Alister MacKenzie was a medical graduate of Cambridge University and a GP in Normanton, close to Leeds. He was a founding member of the club and laid out the design in 1907. The club also invited the well-known course designer, Harry Colt, to “reassure” the Alwoodley Committee that Dr. MacKenzie’s design was acceptable. Colt made very positive comments about the new course and also about MacKenzie’s enthusiasm and flair. The course was built on Wigton Moor, part of the Harewood Estate. MacKenzie was the first Club Secretary until 1909 and was Captain in 1912. At the same time, his first wife Edith was Lady Captain. In 1909 he designed Moortown Golf Club, which is only about half a mile away.
The original MacKenzie layout remains at Alwoodley to this day. The course has now been lengthened to over 6,900 yards from the championship tees.
The club have been careful to retain the heathland and moorland characteristics of the course, as well as the MacKenzie hallmarks of variety, natural beauty, and intriguing strategy. This heathland course is long established as one of Great Britain and Ireland’s top 100 courses. The tight, springy, fast-running fairways are cut out of heather and gorse.
Cunningly bunkered, the large greens are undulating and allow for many interesting pin positions.
Recent work under the supervision of Ken Moodie has seen almost all of the bunkers restored to MacKenzie’s original specifications while new championship tees take the yardage to 6,914 yards (6,320 metres) against a par of 71.

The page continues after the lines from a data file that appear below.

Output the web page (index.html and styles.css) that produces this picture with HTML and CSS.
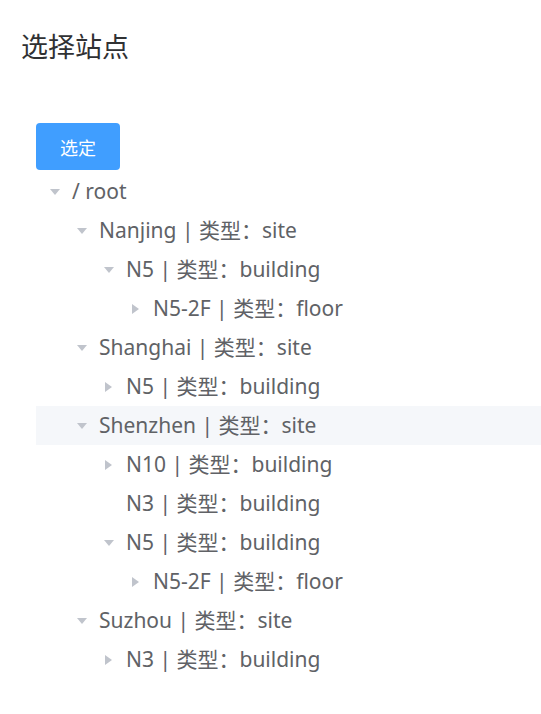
FILE: index.html
```html
<!DOCTYPE html>
<html lang="zh">
<head>
<meta charset="utf-8">
<link rel="stylesheet" href="styles.css">
</head>
<body>
<div class="page">
  <h2 class="title">选择站点</h2>
  <div class="panel">
    <button class="btn">选定</button>
    <div class="tree">
      <div class="node"><span class="caret open"></span><span class="label">/ root</span></div>
      <div class="node l1"><span class="caret open"></span><span class="label">Nanjing | 类型：site</span></div>
      <div class="node l2"><span class="caret open"></span><span class="label">N5 | 类型：building</span></div>
      <div class="node l3"><span class="caret"></span><span class="label">N5-2F | 类型：floor</span></div>
      <div class="node l1"><span class="caret open"></span><span class="label">Shanghai | 类型：site</span></div>
      <div class="node l2"><span class="caret"></span><span class="label">N5 | 类型：building</span></div>
      <div class="node l1 hover"><span class="caret open"></span><span class="label">Shenzhen | 类型：site</span></div>
      <div class="node l2"><span class="caret"></span><span class="label">N10 | 类型：building</span></div>
      <div class="node l2"><span class="caret leaf"></span><span class="label">N3 | 类型：building</span></div>
      <div class="node l2"><span class="caret open"></span><span class="label">N5 | 类型：building</span></div>
      <div class="node l3"><span class="caret"></span><span class="label">N5-2F | 类型：floor</span></div>
      <div class="node l1"><span class="caret open"></span><span class="label">Suzhou | 类型：site</span></div>
      <div class="node l2"><span class="caret"></span><span class="label">N3 | 类型：building</span></div>
    </div>
  </div>
</div>
</body>
</html>
```

FILE: styles.css
```css
* { box-sizing: border-box; }
html, body { margin: 0; padding: 0; background: #fff; }
body {
  font-family: "Noto Sans", "Noto Sans CJK SC", sans-serif;
  color: #606266;
}
.page { padding: 0 0 0 21px; }
.title {
  margin: 0;
  padding-top: 29px;
  height: 123px;
  font-size: 27px;
  line-height: 36px;
  font-weight: 400;
  color: #303133;
}
.panel { padding-left: 15px; }
.btn {
  display: block;
  width: 84px;
  height: 47px;
  border: 0;
  border-radius: 4px;
  background: #409eff;
  color: #fff;
  font-family: "Noto Sans CJK SC", sans-serif;
  font-size: 18px;
  padding: 0;
  margin-bottom: 2px;
}
.tree { display: flex; flex-direction: column; }
.node {
  display: flex;
  align-items: center;
  height: 39px;
  font-size: 21px;
}
.node.l1 { padding-left: 27px; }
.node.l2 { padding-left: 54px; }
.node.l3 { padding-left: 81px; }
.node.hover { background: #f5f7fa; }
.caret {
  width: 36px;
  height: 39px;
  flex: none;
  position: relative;
}
.caret::before {
  content: "";
  position: absolute;
  left: 15px;
  top: 15px;
  border-style: solid;
  border-width: 5px 0 5px 7px;
  border-color: transparent transparent transparent #c0c4cc;
}
.caret.open::before {
  left: 14px;
  top: 17px;
  border-width: 6px 5px 0 5px;
  border-color: #c0c4cc transparent transparent transparent;
}
.caret.leaf::before { display: none; }
.label { white-space: nowrap; line-height: 1; }
```
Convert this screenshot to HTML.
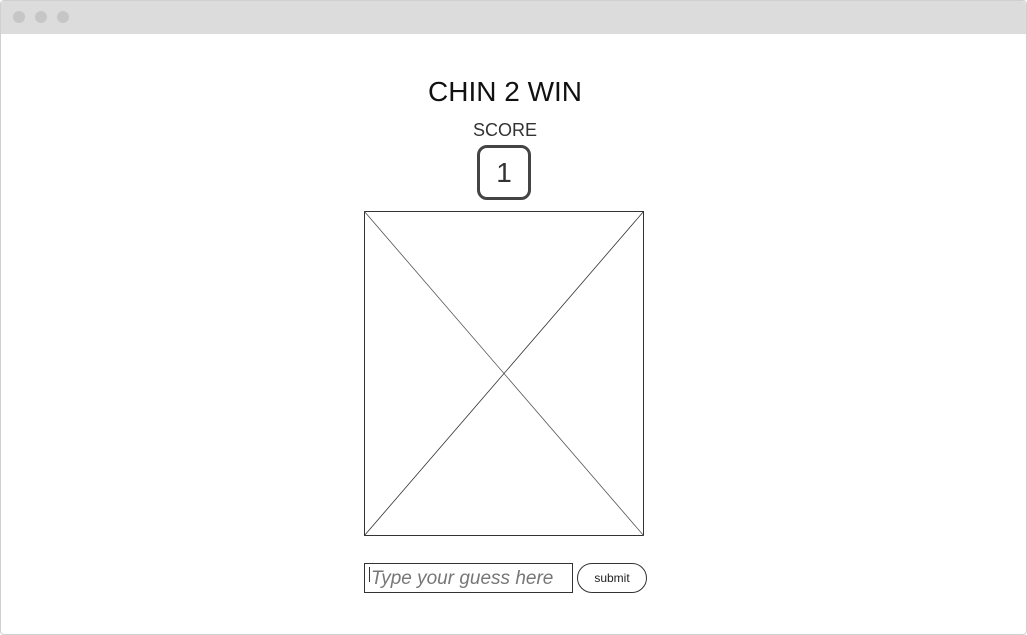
<!DOCTYPE html>
<html><head><style>
body{margin:0;width:1027px;height:635px;background:#fff;font-family:"Liberation Sans",sans-serif;position:relative;overflow:hidden}
.frame{position:absolute;left:0;top:0;width:1025px;height:633px;border:1px solid #d0d0d0;border-radius:4px;}
.bar{position:absolute;left:1px;top:1px;width:1025px;height:33px;background:#dcdcdc;border-radius:4px 4px 0 0}
.dot{position:absolute;top:10px;width:12px;height:12px;border-radius:50%;background:#c6c6c6}
.t{position:absolute;left:0;width:1010px;text-align:center;color:#222}
</style></head><body>
<div class="frame"></div>
<div class="bar"><div class="dot" style="left:12px"></div><div class="dot" style="left:34px"></div><div class="dot" style="left:56px"></div></div>
<div class="t" style="top:76px;font-size:28px;color:#111">CHIN 2 WIN</div>
<div class="t" style="top:120px;font-size:18px;color:#333">SCORE</div>
<div style="position:absolute;left:477px;top:145px;width:48px;height:49px;border:3px solid #444;border-radius:10px;text-align:center;line-height:49px;font-size:28px;color:#333">1</div>
<svg style="position:absolute;left:364px;top:211px" width="280" height="325">
<rect x="0.5" y="0.5" width="279" height="324" fill="#fff" stroke="#333"/>
<line x1="0" y1="0" x2="280" y2="325" stroke="#555" stroke-width="0.8"/>
<line x1="280" y1="0" x2="0" y2="325" stroke="#333" stroke-width="0.8"/>
</svg>
<div style="position:absolute;left:364px;top:563px;font-style:italic;font-size:19px;color:#777;line-height:30px;padding-left:6px;box-sizing:border-box;width:209px;height:30px;border:1px solid #333;white-space:nowrap">Type your guess here</div>
<div style="position:absolute;left:369px;top:567px;width:1px;height:15px;background:#333"></div>
<div style="position:absolute;left:577px;top:563px;width:68px;height:28px;border:1px solid #333;border-radius:15px;text-align:center;line-height:28px;font-size:12px;color:#222">submit</div>
</body></html>
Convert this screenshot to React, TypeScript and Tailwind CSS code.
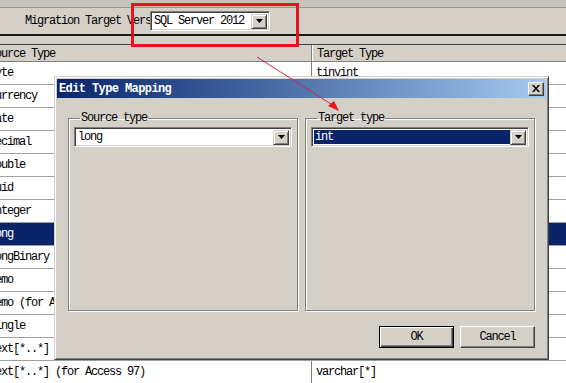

Alwoodley is renowned for both its wonderful par 3s – the green on the 11th has more than a touch of Augusta about it – as well as the strength of the fearsome closing stretch, played into the prevailing wind.
The club has hosted a number of national tournaments over the years (famously declining the Ryder Cup because “the clubhouse was too small”!). In 2019 the Brabazon Trophy, the English Strokeplay Championship, will be played at Alwoodley.
The club has a very small, friendly membership. For many years those from the legal and medical professions largely dominated but more recently the membership has become more eclectic.